Creating Convenience
Brian Buswell’s All American Do it Center carved out a market in Western Wisconsin.

It’s rare these days to cross paths with an LBM dealer who is a first-generation business owner, someone who didn’t grow up working in a lumberyard. But Brian Buswell of All American Do it Center in western Wisconsin, bet the family farm—literally—to make it happen.
Buswell knew from an early age that he wanted to work for himself. After a college education focused on business administration, Buswell and his wife, Debra, looked for businesses to purchase. From restaurants, to vending machine companies, to a root beer stand, no business made as much sense to Buswell as opening a lumberyard. Buswell had worked at a lumberyard during college. After graduating, he took on a sales role until he could find his own business.
When he found the yard he wanted, there was just one sticking point. “A small lumberyard in Norwalk, Wis.—population less than 500— became available. The problem was, we didn’t have any money,” Buswell said.

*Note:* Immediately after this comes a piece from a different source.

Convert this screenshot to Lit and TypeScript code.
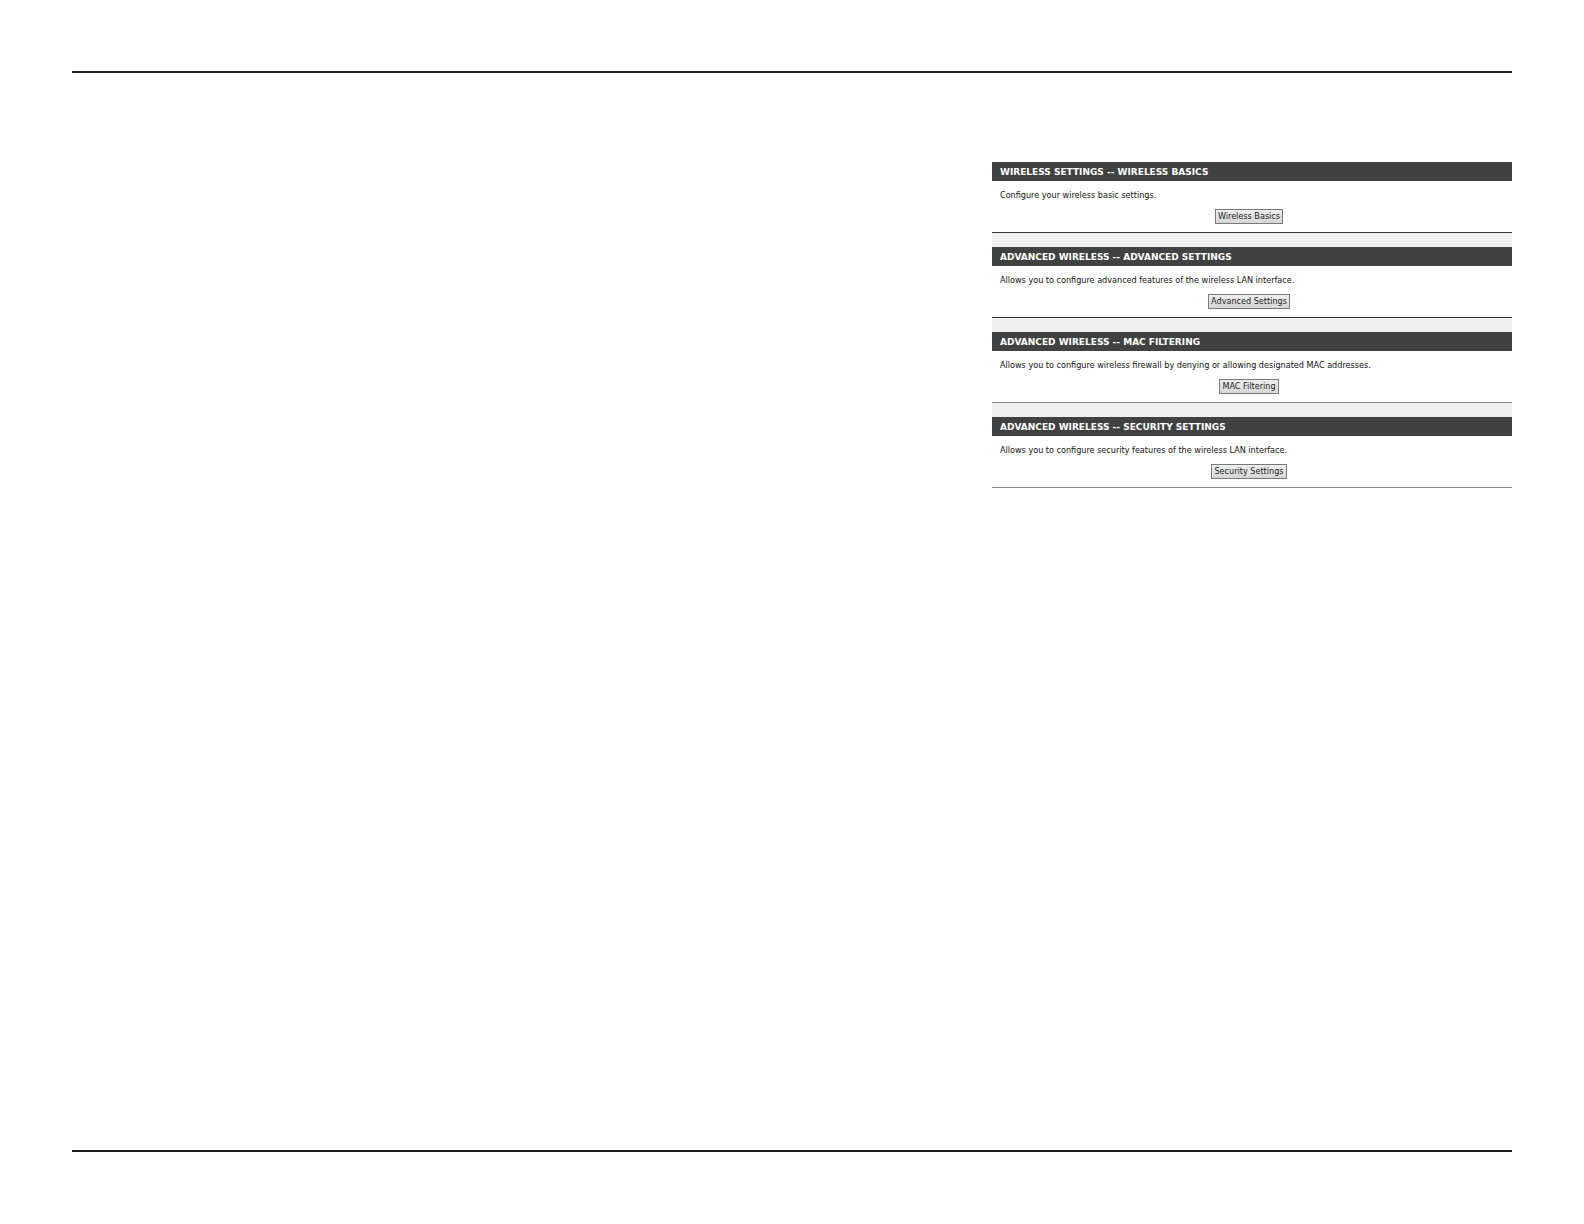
import { LitElement, html, css } from "lit";
import { customElement, property } from "lit/decorators.js";

@customElement("settings-panel")
class SettingsPanel extends LitElement {
  @property() heading = "";
  @property() description = "";
  @property() action = "";

  static styles = css`
    :host {
      display: block;
      background: #fff;
      border-bottom: 1px solid #343537;
    }
    .heading {
      margin: 0;
      padding: 2px 8px 0;
      background: #404241;
      color: #fff;
      font: bold 9px/17px "DejaVu Sans", sans-serif;
    }
    .body {
      padding: 8px 14px 8px 8px;
      display: flex;
      flex-direction: column;
      gap: 7px;
    }
    .description {
      margin: 0;
      color: #111;
      font: 9px/13px "DejaVu Sans Condensed", "DejaVu Sans", sans-serif;
    }
    .action {
      align-self: center;
      margin: 0;
      padding: 0 2px;
      border: 1px solid #77797b;
      border-radius: 0;
      background: linear-gradient(#eee, #d6d6d6);
      color: #222;
      font: 9px/13px "DejaVu Sans Condensed", "DejaVu Sans", sans-serif;
      cursor: pointer;
    }
  `;

  render() {
    return html`
      <h2 class="heading">${this.heading}</h2>
      <div class="body">
        <p class="description">${this.description}</p>
        <button class="action" type="button">${this.action}</button>
      </div>
    `;
  }
}

const PANELS = [
  {
    heading: "WIRELESS SETTINGS -- WIRELESS BASICS",
    description: "Configure your wireless basic settings.",
    action: "Wireless Basics",
  },
  {
    heading: "ADVANCED WIRELESS -- ADVANCED SETTINGS",
    description: "Allows you to configure advanced features of the wireless LAN interface.",
    action: "Advanced Settings",
  },
  {
    heading: "ADVANCED WIRELESS -- MAC FILTERING",
    description:
      "Allows you to configure wireless firewall by denying or allowing designated MAC addresses.",
    action: "MAC Filtering",
  },
  {
    heading: "ADVANCED WIRELESS -- SECURITY SETTINGS",
    description: "Allows you to configure security features of the wireless LAN interface.",
    action: "Security Settings",
  },
];

@customElement("app-root")
class AppRoot extends LitElement {
  static styles = css`
    :host {
      display: flex;
      box-sizing: border-box;
      min-height: 100vh;
      padding: 71px 72px 72px;
      background: #fff;
    }
    .page {
      flex: 1;
      display: grid;
      grid-template-columns: 23fr 13fr;
      align-items: start;
      border: solid #1f1c1f;
      border-width: 2px 0;
      padding-top: 89px;
    }
    .panels {
      grid-column: 2;
      display: flex;
      flex-direction: column;
      gap: 14px;
      background: #f0f0f0;
    }
    .panel:nth-child(n + 3) {
      border-bottom-color: #8a8b8c;
    }
  `;

  render() {
    return html`
      <main class="page">
        <div class="panels">
          ${PANELS.map(
            (p) => html`<settings-panel
              class="panel"
              .heading=${p.heading}
              .description=${p.description}
              .action=${p.action}
            ></settings-panel>`,
          )}
        </div>
      </main>
    `;
  }
}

Looking back, Buswell said he might have been a bit naive in assuming a bank would lend a small business loan to a 24-year-old with no equity. “I didn’t want to ask my parents for help, and I didn’t, but they came forward with an offer to cosign. They had just recently paid off the family farm. They were willing to put that up as collateral,” Buswell said. “I was a young, wet-behind-the-ears 24-year-old. At the time I didn’t think it was a big deal. But looking back at it now…wow. I wonder if I would do the same thing for my children. Was it a crazy idea from a 24-year-old?”